Investigation of Asphalt Mixture Creep Compliance at Low Temperatures

Abstract
The creep compliance is one of the main material characteristics used to describe low temperature behavior of the asphalt mixtures. It also serves as a primary input to the current thermal cracking model in the US that is used to predict thermally induced cracking in asphalt pavements over their service life. The current standard method in the US to determine creep compliance of asphalt mixtures is the Indirect Tensile (IDT) test. This paper investigates the feasibility of using the Bending Beam Rheometer (BBR) device to determine the low-temperature creep compliance of thin asphalt mixture beams (127x12.7x6.35mm).

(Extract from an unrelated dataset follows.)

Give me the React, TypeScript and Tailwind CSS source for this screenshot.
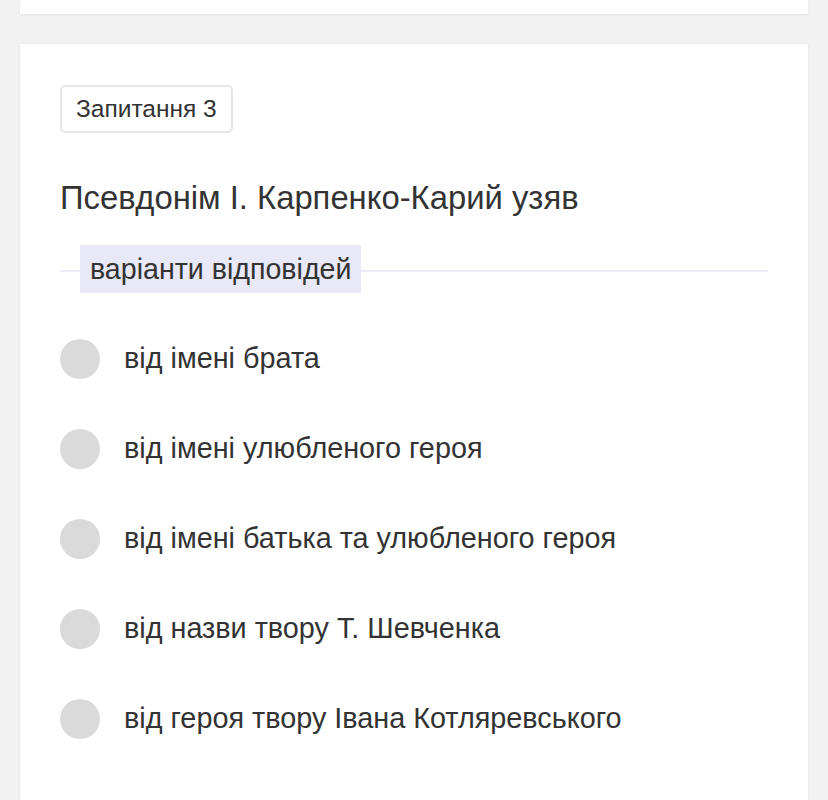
import React from "react";

const options = [
  "від імені брата",
  "від імені улюбленого героя",
  "від імені батька та улюбленого героя",
  "від назви твору Т. Шевченка",
  "від героя твору Івана Котляревського",
];

export default function App() {
  return (
    <div
      className="min-h-[800px] bg-[#f2f2f2] px-5 text-[#333333]"
      style={{ fontFamily: '"Liberation Sans", Arial, sans-serif' }}
    >
      <div className="h-[14px] bg-white shadow-[0_1px_2px_rgba(0,0,0,0.08)]" />
      <div className="mt-[30px] bg-white px-10 pt-[41px] pb-20 shadow-[0_0_2px_rgba(0,0,0,0.08)]">
        <div className="inline-flex h-12 items-center rounded-[5px] border-2 border-[#e6e6e6] px-[14px] text-[24.5px]">
          Запитання 3
        </div>
        <div className="mt-[45px] text-[32.8px] leading-[40px]">
          Псевдонім І. Карпенко-Карий узяв
        </div>
        <div className="relative mt-[27px] h-12">
          <div className="absolute left-0 right-0 top-[25px] h-[2px] bg-[#ebebf5]" />
          <div className="absolute left-[20px] top-0 flex h-12 items-center bg-[#e8e8f6] px-[10px] text-[28.6px]">
            варіанти відповідей
          </div>
        </div>
        <div className="mt-[46px] flex flex-col gap-[50px]">
          {options.map((o) => (
            <div key={o} className="flex h-10 items-center gap-6">
              <div className="h-10 w-10 shrink-0 rounded-full bg-[#dadada]" />
              <div className="text-[28.8px]">{o}</div>
            </div>
          ))}
        </div>
      </div>
    </div>
  );
}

The BBR was used to evaluate 20 different asphalt mixtures and the results were compared with the standard IDT results. Direct comparison of the BBR and the IDT results indicate that both methods produce slightly different creep compliance curves and the relative ratio between the BBR and the IDT results varies with time and temperature. A simple phenomenological relation was proposed that gives good predictions of the IDT results based on the BBR creep compliance. Furthermore, short-term aged asphalt binders used in the mixtures were also tested in the BBR. Modified Hirsch model was applied to the BBR results on both mixtures and binders and it was shown that this model is capable of producing quite accurate results in forward and inverse predictions using considered dataset. It was concluded that the BBR can be used in practical and surrogate estimation of the mixture creep compliance but proposed scheme requires validation on other mixture types.